Now that dimensions and decompositions have been defined, a variable can be defined (this is required for writing only) using:
int Err = IO::defineVar(FileID, VarName, IODataType, NDims, DimIDs, VarID);
where VarID is the ID assigned to the variable, FileID is the usual ID of
the data file, VarName is a std::string
holding the variable name,
IODataType is the data type described above, NDims are the number of dimensions,
and DimIDs are an integer std::vector
holding the dimension IDs for each
dimension. For scalar variables, NDims should be set to zero and a null pointer
should be used in place of the DimID argument. Once defined, the variable ID
is used in all IO calls related to this variable.

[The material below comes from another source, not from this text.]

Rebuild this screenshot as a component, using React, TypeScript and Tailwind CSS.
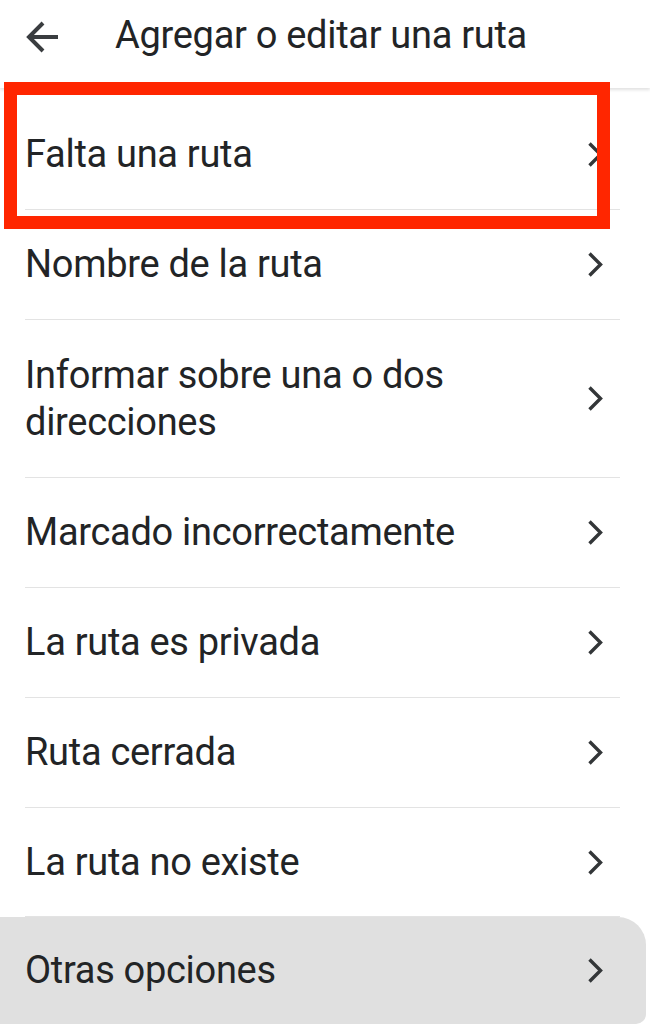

In addition to data in a file, we can also read and write metadata. As with the data itself, metadata is typically managed by the IOStreams and Metadata interfaces, but the base IO module contains interfaces for reading and writing metadata associated with either an array or the file or simulation itself. To read/write metadata, use:
int Err = IO::writeMeta(MetaName, MetaValue, FileID, VarID);
int Err = IO::readMeta (MetaName, MetaValue, FileID, VarID);
where MetaName is a std::string
holding the name of the metadata and
the MetaValue is the value of the MetaData. All supported Omega data types are
allowed except boolean which must be converted to an integer type. The FileID
is once again the ID of the open data file and VarID is the variable to which
this metadata is attached. For global file and simulation metadata not attached
to a variable, the ID IO::GlobalID
is used to denote global metadata. If
data is being appended to a file (eg for multiple time slices), writeMeta will
check first to see if metadata already exists with the same value. If the
entry is absent, new metadata will be written. If it exists but with a
different value, the writeMeta function will replace the current entry with
the new value.
For an example of the full read/write process, the IO unit test contains the full reading and writing of a data file and associated metadata. We will repeat again that users and developers are not expected to learn and use the interfaces above, but should access the IO system from the IOStreams interfaces.